O apagão elétrico em São Paulo
levantou a bola para uma discussão anacrônica – se os serviços públicos deveriam mesmo ser privatizados. Há, evidentemente, motivação política por trás deste debate, que levantou críticas por parte de personagens da Esquerda e da Direita em relação à desestatização do fornecimento de energia, água e esgotos. O vereador Fernando Holiday, por exemplo, postou nas redes sociais o seguinte: “Privatização em si mesma não é necessariamente boa, principalmente em setores estratégicos”. Ocorre que os paulistanos, hoje, são atendidos por empresas estatais (tirando a energia elétrica) que construíram suas redes com base nas fundações erguidas pelo capital privado.
Capital privado? Como assim?
É isso mesmo. A primeira ancestral da Sabesp, foi a Companhia Cantareira e Esgotos, fundada por três empresários, dois deles ex-militares: Antônio Proost Rodovalho, Benedito Antônio da Silva e Daniel Makinson Fox. A empresa, fundada em 1877, teve como primeiro presidente um advogado que partilhava o meu sobrenome: Clemente Falcão Filho (este personagem histórico, por sinal, dá nome à rua que faz esquina com o prédio da Prefeitura de São Paulo (rua Dr. Falcão Filho).
No início do século 20, São Paulo
conviveu com duas companhias fornecedoras de energia: a Companhia de Água e Luz de São Paulo e a São Paulo Tramway, Light and Power Company (a famosa Light). A primeira empresa, contudo, atendia apenas alguns bairros da cidade e fornecia energia somente entre 18:00 e 24:00. Resultado: fechou as portas em poucos meses, pois a Light oferecia uma rede mais ampla, maior período de fornecimento e preços mais baixos.
A Light, controlada pelo grupo canadense Brascan, saiu de São Paulo em 1981, quando o governo paulista resolveu estatizar o serviço de energia elétrica – alguns anos antes, a administração federal, nas mãos dos militares, havia feito o mesmo com a sucursal carioca, também em poder dos canadenses.
Minha infância – e a de muita gente – foi marcada por uma frase, dita pelos pais após flagrarem a luz do quarto dos filhos acesa sem que ninguém estivesse lá: “Está pensando que eu sou sócio da Light?”.

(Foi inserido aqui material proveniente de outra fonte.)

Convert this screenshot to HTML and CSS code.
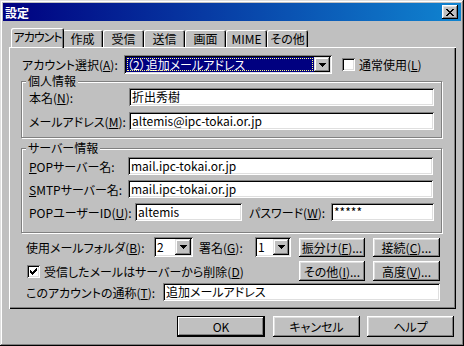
FILE: index.html
```html
<!DOCTYPE html>
<html lang="ja">

<head>
    <meta charset="UTF-8">
    <title>設定</title>
    <link rel="stylesheet" href="styles.css">
</head>

<body>
    <div class="window">
        <div class="titlebar">
            <span class="title">設定</span>
            <span class="close-btn">
                <svg width="8" height="7" viewBox="0 0 8 7" shape-rendering="crispEdges"><path d="M0 0h2v1H0zM6 0h2v1H6zM1 1h2v1H1zM5 1h2v1H5zM2 2h4v1H2zM3 3h2v1H3zM2 4h4v1H2zM1 5h2v1H1zM5 5h2v1H5zM0 6h2v1H0zM6 6h2v1H6z" fill="#000"/></svg>
            </span>
        </div>

        <div class="tabs">
            <div class="tab active">アカウント</div>
            <div class="tab">作成</div>
            <div class="tab">受信</div>
            <div class="tab">送信</div>
            <div class="tab">画面</div>
            <div class="tab">MIME</div>
            <div class="tab">その他</div>
        </div>

        <div class="panel">
            <div class="row account-row">
                <span class="label">アカウント選択(<u>A</u>):</span>
                <div class="select account-select">
                    <span class="value selected"><span class="focus">（2）追加メールアドレス</span></span>
                    <span class="drop"><svg width="7" height="4" viewBox="0 0 7 4" shape-rendering="crispEdges"><path d="M0 0h7v1H0zM1 1h5v1H1zM2 2h3v1H2zM3 3h1v1H3z" fill="#000"/></svg></span>
                </div>
                <span class="checkbox"></span>
                <span class="check-label">通常使用(<u>L</u>)</span>
            </div>

            <div class="group personal">
                <span class="legend">個人情報</span>
                <div class="field">
                    <span class="label">本名(<u>N</u>):</span>
                    <div class="input">折出秀樹</div>
                </div>
                <div class="field">
                    <span class="label">メールアドレス(<u>M</u>):</span>
                    <div class="input">altemis@ipc-tokai.or.jp</div>
                </div>
            </div>

            <div class="group server">
                <span class="legend">サーバー情報</span>
                <div class="field">
                    <span class="label srv"><u>P</u>OPサーバー名:</span>
                    <div class="input">mail.ipc-tokai.or.jp</div>
                </div>
                <div class="field">
                    <span class="label srv"><u>S</u>MTPサーバー名:</span>
                    <div class="input">mail.ipc-tokai.or.jp</div>
                </div>
                <div class="field">
                    <span class="label uid">POPユーザーID(<u>U</u>):</span>
                    <div class="input short">altemis</div>
                    <span class="label pw">パスワード(<u>W</u>):</span>
                    <div class="input pass">*****</div>
                </div>
            </div>

            <div class="row folder-row">
                <span class="label folder">使用メールフォルダ(<u>B</u>):</span>
                <div class="select small">
                    <span class="value">2</span>
                    <span class="drop"><svg width="7" height="4" viewBox="0 0 7 4" shape-rendering="crispEdges"><path d="M0 0h7v1H0zM1 1h5v1H1zM2 2h3v1H2zM3 3h1v1H3z" fill="#000"/></svg></span>
                </div>
                <span class="label sign">署名(<u>G</u>):</span>
                <div class="select smaller">
                    <span class="value">1</span>
                    <span class="drop"><svg width="7" height="4" viewBox="0 0 7 4" shape-rendering="crispEdges"><path d="M0 0h7v1H0zM1 1h5v1H1zM2 2h3v1H2zM3 3h1v1H3z" fill="#000"/></svg></span>
                </div>
                <div class="side-buttons">
                    <button class="btn">振分け(<u>F</u>)...</button>
                    <button class="btn">接続(<u>C</u>)...</button>
                </div>
            </div>

            <div class="row check-row">
                <span class="checkbox checked">
                    <svg width="7" height="7" viewBox="0 0 7 7" shape-rendering="crispEdges"><path d="M6 0h1v1H6zM5 1h2v1H5zM0 2h1v1H0zM4 2h3v1H4zM0 3h2v1H0zM3 3h3v1H3zM0 4h5v1H0zM1 5h3v1H1zM2 6h1v1H2z" fill="#000"/></svg>
                </span>
                <span class="check-label">受信したメールはサーバーから削除(<u>D</u>)</span>
                <div class="side-buttons">
                    <button class="btn">その他(<u>I</u>)...</button>
                    <button class="btn">高度(<u>V</u>)...</button>
                </div>
            </div>

            <div class="row alias-row">
                <span class="label alias">このアカウントの通称(<u>T</u>):</span>
                <div class="input alias-input">追加メールアドレス</div>
            </div>
        </div>

        <div class="dialog-buttons">
            <button class="btn default">OK</button>
            <button class="btn">キャンセル</button>
            <button class="btn">ヘルプ</button>
        </div>
    </div>
</body>

</html>
```

FILE: styles.css
```css
* {
    box-sizing: border-box;
}

body {
    margin: 0;
    background: #c0c0c0;
    font-family: "Noto Sans CJK JP", sans-serif;
    font-size: 12px;
    font-feature-settings: "palt" 1;
    color: #000;
}

u {
    text-decoration: underline;
    text-underline-offset: 1px;
}

.window {
    width: 464px;
    height: 346px;
    padding: 3px;
    background: #c0c0c0;
    box-shadow: inset -1px -1px #000, inset 1px 1px #dfdfdf, inset -2px -2px #808080, inset 2px 2px #fff;
}

.titlebar {
    height: 18px;
    display: flex;
    align-items: center;
    justify-content: space-between;
    padding: 0 3px 0 2px;
    background: linear-gradient(to right, #000080, #1084d0);
    color: #fff;
    font-weight: bold;
}

.close-btn {
    width: 16px;
    height: 14px;
    display: flex;
    align-items: center;
    justify-content: center;
    background: #c0c0c0;
    box-shadow: inset -1px -1px #000, inset 1px 1px #fff, inset -2px -2px #808080, inset 2px 2px #dfdfdf;
}

/* tab strip */
.tabs {
    display: flex;
    align-items: flex-end;
    height: 19px;
    margin: 7px 0 0 10px;
}

.tab {
    width: 41px;
    height: 17px;
    line-height: 17px;
    text-align: center;
    white-space: nowrap;
    border-radius: 2px 2px 0 0;
    box-shadow: inset 1px 1px #fff, inset -1px 0 #000, inset -2px 0 #808080;
}

.tab.active {
    position: relative;
    z-index: 1;
    width: 53px;
    height: 20px;
    margin: 0 -2px -1px;
    line-height: 18px;
    letter-spacing: -1px;
}

/* page */
.panel {
    width: 447px;
    height: 262px;
    margin-left: 6px;
    padding: 8px 16px 0 12px;
    box-shadow: inset 1px 1px #fff, inset -1px -1px #000, inset -2px -2px #808080;
}

.row {
    display: flex;
    align-items: center;
}

.account-row {
    height: 19px;
}

.account-row .label {
    width: 103px;
    padding-left: 1px;
}

.input,
.select {
    background: #fff;
    box-shadow: inset 1px 1px #808080, inset -1px -1px #fff, inset 2px 2px #000, inset -2px -2px #dfdfdf;
}

.input {
    height: 18px;
    padding: 0 3px;
    line-height: 18px;
    white-space: nowrap;
    overflow: hidden;
}

.select {
    display: flex;
    height: 20px;
    padding: 2px;
}

.select .value {
    flex: 1;
    padding-left: 1px;
    line-height: 16px;
}

.drop {
    width: 16px;
    height: 16px;
    display: flex;
    align-items: center;
    justify-content: center;
    background: #c0c0c0;
    box-shadow: inset -1px -1px #000, inset 1px 1px #dfdfdf, inset -2px -2px #808080, inset 2px 2px #fff;
}

.account-select {
    width: 208px;
    height: 19px;
}

.account-select .drop {
    height: 15px;
}

.selected {
    padding: 1px;
    background: #000080;
    color: #fff;
}

.selected .focus {
    display: block;
    height: 13px;
    line-height: 13px;
    outline: 1px dotted #ffff80;
    outline-offset: -1px;
}

.checkbox {
    width: 13px;
    height: 13px;
    display: flex;
    align-items: center;
    justify-content: center;
    background: #fff;
    box-shadow: inset 1px 1px #808080, inset -1px -1px #fff, inset 2px 2px #000, inset -2px -2px #dfdfdf;
}

.account-row .checkbox {
    margin-left: 10px;
}

.check-label {
    margin-left: 4px;
}

/* group boxes */
.group {
    position: relative;
    width: 421px;
    border: 1px solid #808080;
    box-shadow: inset 1px 1px #fff, 1px 1px #fff;
}

.legend {
    position: absolute;
    top: -8px;
    left: 4px;
    padding: 0 2px;
    line-height: 14px;
    background: #c0c0c0;
}

.personal {
    height: 57px;
    margin-top: 7px;
    padding: 6px 0 0 7px;
}

.server {
    height: 85px;
    margin-top: 10px;
    padding: 8px 0 0 7px;
}

.field {
    display: flex;
    align-items: center;
    height: 18px;
}

.personal .field + .field {
    margin-top: 6px;
}

.server .field + .field {
    margin-top: 5px;
}

.field .label {
    width: 100px;
}

.field .input {
    width: 305px;
}

.field .label.srv {
    width: 99px;
}

.field .input.short {
    width: 107px;
}

.field .label.uid {
    width: 106px;
}

.field .label.pw {
    width: 82px;
    margin-left: 7px;
}

.field .input.pass {
    width: 103px;
}

/* lower rows */
.folder-row {
    height: 20px;
    margin-top: 4px;
    padding-left: 5px;
}

.label.folder {
    width: 128px;
}

.select.small {
    width: 39px;
}

.select.smaller {
    width: 36px;
}

.label.sign {
    width: 56px;
    margin-left: 6px;
}

.side-buttons {
    display: flex;
    gap: 8px;
    margin-left: auto;
}

.side-buttons .btn {
    width: 66px;
    height: 19px;
}

.side-buttons .btn + .btn {
    width: 67px;
}

.check-row {
    height: 20px;
    margin-top: 4px;
}

.check-row .checkbox {
    margin-left: 6px;
}

.check-row .side-buttons .btn {
    height: 20px;
}

.alias-row {
    height: 18px;
    margin-top: 2px;
    padding-left: 5px;
}

.label.alias {
    width: 137px;
}

.alias-input {
    width: 277px;
}

/* buttons */
.btn {
    height: 21px;
    padding: 0;
    border: none;
    background: #c0c0c0;
    font: inherit;
    color: #000;
    box-shadow: inset -1px -1px #000, inset 1px 1px #fff, inset -2px -2px #808080, inset 2px 2px #dfdfdf;
}

.btn.default {
    box-shadow: inset 0 0 0 1px #000, inset -2px -2px #000, inset 2px 2px #fff, inset -3px -3px #808080;
}

.dialog-buttons {
    display: flex;
    justify-content: flex-end;
    gap: 7px;
    margin-top: 7px;
    padding-right: 7px;
}

.dialog-buttons .btn {
    width: 87px;
}

.dialog-buttons .btn.default {
    width: 88px;
    margin-right: 1px;
}
```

Isso não quer dizer que os serviços oferecidos pelo capital privado fossem perfeitos – até porque estamos falando em monopólios, e essa configuração nunca é ideal. O sistema elétrico, nos anos 1970 e 1980, eram sujeitos a apagões, pois o sistema não era potente o suficiente para aguentar o consumo crescente (isso, porém, ocorria também nas cidades nas quais o fornecedor era estatal).
O que se pode dizer, no entanto, é que empresas privadas têm maior sensibilidade às necessidades da população e às reclamações dos clientes. Isso não ocorre porque seus executivos são bonzinhos e empáticos. Há maior boa vontade por uma outra razão: as ações dessas empresas são negociadas nas bolsas de valores e sua incompetência será punida com a queda nas cotações. E isso causará uma grita de acionistas, que poderão trocar a diretoria dessas companhias. Portanto, atender bem o cliente, para essas concessionárias, é uma questão de sobrevivência.
É incompreensível que, em pleno século 21, ainda fiquemos debatendo se uma empresa pública, com servidores que gozam de estabilidade em seu emprego, forneceria melhores serviços que uma companhia privada, que pode demitir sem constrangimento os incompetentes e depende de sua capacidade para dar retorno aos acionistas através da valorização de seus papéis nos pregões.
A discussão ideológica, porém, nunca é racional. Não está na hora de pararmos de olhar fatos isolados e entender que o capital privado sempre será melhor para atender à população? Que o Brasil
precisa de eficiência em todos os setores estratégicos para gerar mais riqueza? Que necessitamos dessa riqueza para promover o progresso e diminuir as desigualdades sociais?
Neste debate, não podemos nem dizer que os néscios estão com uma visão ancorada no passado – uma vez que, em São Paulo, o passado era mais moderno do que o presente no qual vivemos.